When a Florida couple with two children were looking for a place to breed horses and train them for their daughter, who rode competitively, they settled on a picturesque 146-acre ranch in Vail Valley. The rambling site, positioned between east lake creek and west lake creek, offered everything they were looking for: a main house and equestrian facilities, plus a separate caretaker’s house and an old log cabin. However, as time went by, they decided to make some changes to their retreat. The existing house—which the husband describes as “bright white stucco molded into minimalist cubes”—didn’t embrace the landscape. “It stood out like a sore thumb,” he says. “We wanted to make it more indigenous to the area so that it would blend in.” to reimagine the house, both inside and out, the couple assembled a dream team that included designer Andrea Monath Schumacher, architect Tom Cole, and builders Tom McCord and Patrick Barrett to meet that goal—and that was just the beginning.

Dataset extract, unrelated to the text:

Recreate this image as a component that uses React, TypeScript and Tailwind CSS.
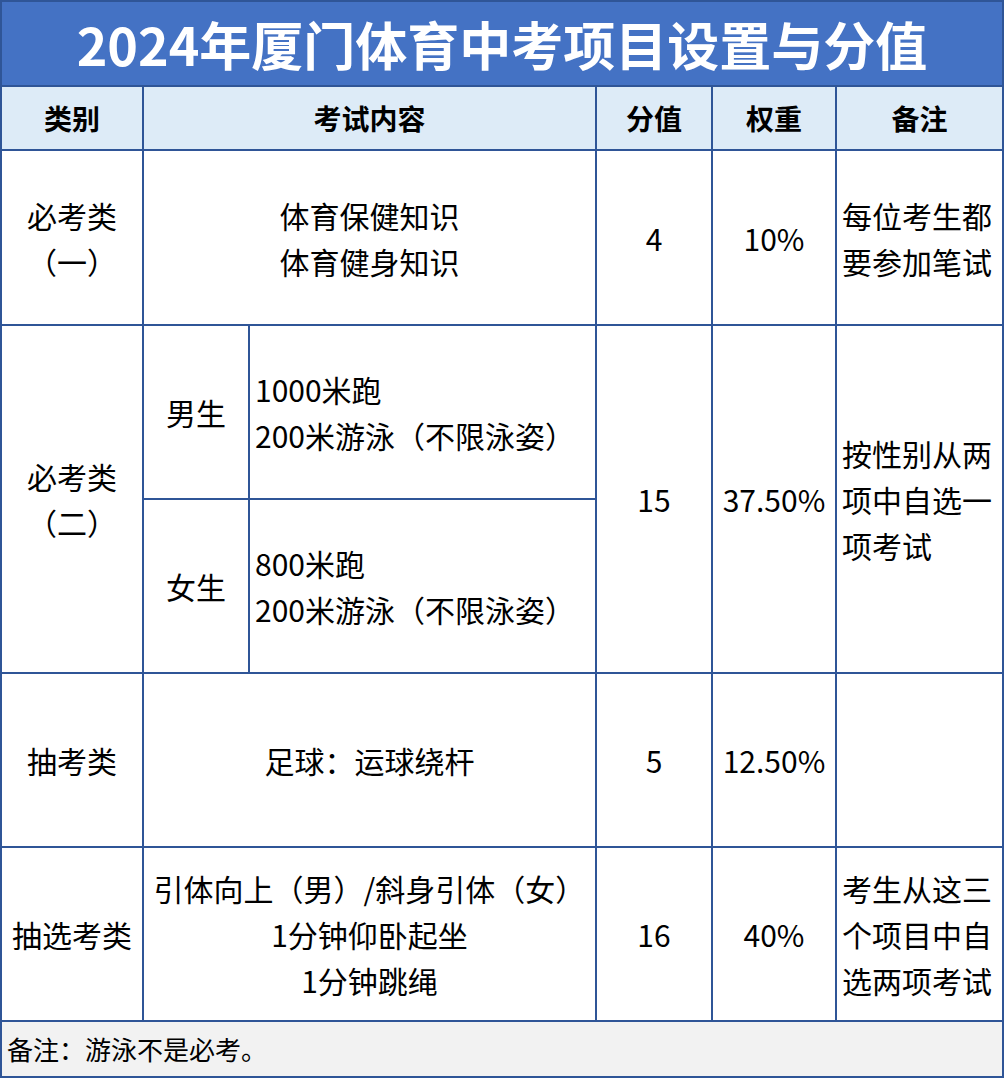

Shortly after the couple met Cole at a neighboring house, the architect and the husband embarked on a multi-day design charrette, during which a workable concept—for both the main house and other new buildings—was formed. “He liked the original layout,” Cole says of the existing main house. “So aside from removing a common wall and adding a 20-foot-wide retractable glass-and-steel wall to the dining room, we kept the floor plan as it was, essentially.” the exterior, however, was another matter. The entire structure was re-skinned with horizontal bands of western red cedar, which are set off by black steel fascias and piers of stone quarried from Colorado’s Front Range. “They’re native mountain materials appropriate for the beautiful site,” says Cole.
Although the original cabin was left untouched, the caretaker’s house was taken down to the foundation and rebuilt as a guesthouse, which Cole designed along with additional new structures. An exercise pavilion—fit with pocket doors and a sundeck integrated into its green roof terrace—and a garage that opens on two sides to double as an entertaining space for large groups round out the site. Given the scope of the project, Barrett oversaw the renovations to the main house, while McCord tackled all of the additional structures.
These renovations and additions to the property, however, were not without challenges, but the team met them head-on. “We exported at least 75 truckloads of boulders during the excavation,” explains McCord, “some of which had to be blasted out.” the excavation made way for extensive landscaping features, the exercise pavilion and modifications to the main house. “We had to extract the materials to create a canvas we could build on,” adds the husband.
To appoint the interiors of the updated and new buildings, the owners turned to Schumacher and her singular approach. Staying clear of heavy furnishings or a predictable mountain look, the designer opted for “mountain style with a twist,” she explains. “I like a little edge and for rooms to feel like they’ve been put together over time.” as a starting point, the designer worked with the owners’ existing pieces. “I’m all about retaining things, taking what people already have and repurposing or re-covering them,” she says. “I was able to blend in different styles, custom pieces and antiques with things they already owned.”
With extreme attention to detail and a penchant for layering color, pattern and texture, Schumacher created a rich sensory experience that extends throughout the main house. In the living room, for instance, she worked with a muted palette of pale hues and rich materials. “We wanted to bring the outside in and make the views stand out,” says the designer, who reupholstered matching back-to-back sofas with soft chenille and re-covered a pair of side chairs with gray velvet. A vintage Moroccan rug grounds the room with a subtle pattern, and antelope-hide pillows lend a nod to the locale. “A little mountain goes a long way,” she says. In the dining room, which doubles as a study, bookshelves line the walls, and Schumacher had three tables custom-made to roll on casters and be reconfigured as needed. She then carried the rich material palette into the master bedroom, where the bed stands against a wall upholstered with curved vertical padding, and a tactile shag rug softens the floor.
When it came to outfitting the renovated guesthouse, Schumacher created playful yet sophisticated interiors with the owners’ daughter in mind. Graphic black-and-white wallpaper crowns the bedroom, where a bed is flanked by ikat draperies on one end and a kilim-upholstered bench on the other. “I love a mix of large and small patterns,” she says, “but I also like to keep the colors correlated.” in the family room, whimsical details—such as wallpaper marked with a log motif and a fanciful fabric featuring squirrels— hint at the alpine surroundings.
Tackled as a collaborative effort among Cole, McCord, the husband, excavators at Fischer Construction, and landscape firms landmark environments and seeds of thyme, the landscape “became a day-by-day challenge because we kept unearthing truckload after truckload of massive boulders,” says the husband, who lived on-site during the renovation. “There was no way to design the landscape unless you were living amid the evolution of the terrain.”
That attitude proved crucial to the overall success of the ambitious venture. “From the start, this was an unusual project,” says the husband. “We never let the plans interfere with other possibilities.” the whole team worked in unison to follow those creative opportunities. “We’d all sit in the kitchen and pore over house photos and drawings and elevations, and throw around ideas,” says Schumacher. “It was a dynamic process and the project of a lifetime.”